The observations Yoder notes of certain missionary contexts reminds me of my teaching context. When a foreign group/family/community converts to Christianity, it is not unusual for individuals to begin rejecting Christ as they learn more about him. In a different but similar way, my students come to me (mass) baptized into a nominal Christianity. The introduction of the “Jesus message” – including the moral content of discipleship – now “provokes” the students, until now only exposed to a shallow Christianity, in a new way. Their a priori commitment to Christ leads to a crisis when the previously cheap Christ is challenged and exposed by the Living Christ – leading some to no longer believe. A wise man once said that the truth would set you free – and it seems that this form of unbelief is the result of a new freedom made available by the truth.

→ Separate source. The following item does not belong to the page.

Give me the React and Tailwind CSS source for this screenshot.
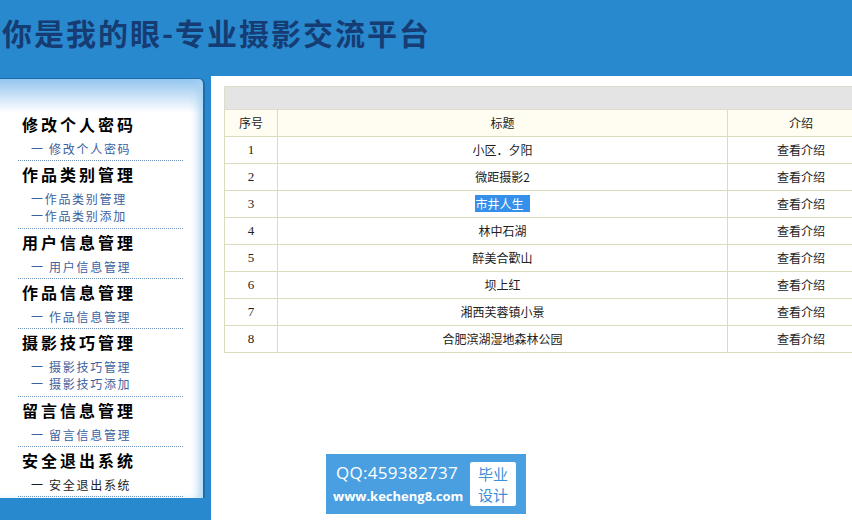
import React from "react";

const menu = [
  { title: "修改个人密码", items: ["一 修改个人密码"] },
  { title: "作品类别管理", items: ["一作品类别管理", "一作品类别添加"] },
  { title: "用户信息管理", items: ["一 用户信息管理"] },
  { title: "作品信息管理", items: ["一 作品信息管理"] },
  { title: "摄影技巧管理", items: ["一 摄影技巧管理", "一 摄影技巧添加"] },
  { title: "留言信息管理", items: ["一 留言信息管理"] },
  { title: "安全退出系统", items: ["一 安全退出系统"], dark: true },
];

const rows = [
  "小区．夕阳",
  "微距摄影2",
  "市井人生",
  "林中石湖",
  "醉美合歡山",
  "坝上红",
  "湘西芙蓉镇小景",
  "合肥滨湖湿地森林公园",
];

const cjk = { fontFamily: '"Noto Sans CJK SC", sans-serif' };

const App = () => {
  return (
    <div
      className="relative w-[852px] h-[520px] bg-[#2989cf] flex flex-col overflow-hidden"
      style={cjk}
    >
      {/* header */}
      <div className="h-[77px] shrink-0 pl-[2px] pt-[11px]">
        <h1 className="text-[30px] leading-[42px] font-bold tracking-[2px] text-[#163c74]">
          你是我的眼-专业摄影交流平台
        </h1>
      </div>

      <div className="flex flex-1 min-h-0">
        {/* sidebar */}
        <div className="w-[211px] shrink-0 flex flex-col">
          <div className="mt-[1px] w-[205px] h-[420px] rounded-tr-[6px] border-t border-r-2 border-[#1d6cab] bg-gradient-to-b from-[#93c5ee] via-white via-[8%] to-white shadow-[inset_-8px_0_10px_-4px_#a8d2f4] pt-[32px]">
            {menu.map((m) => (
              <div
                key={m.title}
                className={`ml-[18px] w-[165px] border-b border-dotted border-[#6f93b8] ${m.items.length > 1 ? "pb-[4px]" : "pb-[3px]"}`}
              >
                <div className="h-[26px] leading-[26px] pl-[4px] text-[16px] font-bold tracking-[3px] text-black">
                  {m.title}
                </div>
                <div className="mt-[3px]">
                  {m.items.map((it) => (
                    <div
                      key={it}
                      className={`pl-[13px] h-[17px] leading-[17px] text-[12px] tracking-[1.7px] whitespace-pre ${m.dark ? "text-[#222]" : "text-[#3b61a0]"}`}
                    >
                      {it}
                    </div>
                  ))}
                </div>
              </div>
            ))}
          </div>
        </div>

        {/* main */}
        <div className="flex-1 bg-white -mt-[1px] pl-[13px] pt-[10px] overflow-hidden">
          <table className="w-[651px] border-collapse text-[12px] text-[#222]">
            <thead>
              <tr>
                <th colSpan={3} className="h-[23px] bg-[#e4e4e4] border border-[#dcdcc8]"></th>
              </tr>
              <tr className="bg-[#fffcf1]">
                <th className="w-[53px] h-[27px] border border-[#dcdcbc] font-normal">序号</th>
                <th className="w-[450px] border border-[#dcdcbc] font-normal">标题</th>
                <th className="border border-[#dcdcbc] font-normal">介绍</th>
              </tr>
            </thead>
            <tbody>
              {rows.map((r, i) => (
                <tr key={r}>
                  <td
                    className="h-[27px] border border-[#dcdcbc] text-center text-[13px]"
                    style={{ fontFamily: '"Liberation Serif", serif' }}
                  >
                    {i + 1}
                  </td>
                  <td className="border border-[#dcdcbc] text-center">
                    {i === 2 ? (
                      <span className="bg-[#3590ea] text-white pr-[6px]">{r}</span>
                    ) : (
                      r
                    )}
                  </td>
                  <td className="border border-[#dcdcbc] text-center">查看介绍</td>
                </tr>
              ))}
            </tbody>
          </table>
        </div>
      </div>

      {/* watermark badge */}
      <div className="absolute left-[326px] top-[454px] w-[200px] h-[60px] bg-[#4a9fe1] flex items-center pl-[7px] pr-[10px]">
        <div className="flex-1 text-white">
          <div className="text-[17px] leading-[20px] pl-[3px] tracking-[0.3px]" style={{ fontFamily: '"Open Sans", sans-serif' }}>
            QQ:459382737
          </div>
          <div className="text-[13px] leading-[20px] mt-[3px] font-bold" style={{ fontFamily: '"Open Sans", sans-serif' }}>
            www.kecheng8.com
          </div>
        </div>
        <div className="w-[46px] h-[44px] bg-white rounded-[2px] flex flex-col items-center justify-center text-[#3d8fd6] text-[15px] leading-[21px]">
          <span>毕业</span>
          <span>设计</span>
        </div>
      </div>
    </div>
  );
};

export default App;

I fear my dilemma is ultimately one of truth and commitment vs. numbers and assurance. But as I read (and teach) the Gospels, it doesn’t appear that Jesus is after large numbers or is afraid of people turning their back on him when confronted with the truth. Indeed, in a haunting passage at the end of the Sermon on the Mount, Jesus predicts a time in which he will turn away from those who thought they were on his team but were not truly committed. I’ve humbly come to believe that it is better to face that crisis now, with time to think and reflect, than when one is on their knees in front Jesus himself.

What do you think?
Does this resonate with the experience of other Bible teachers?
Does the Gospel necessarily open a door for unbelief to “Nominal” Christians?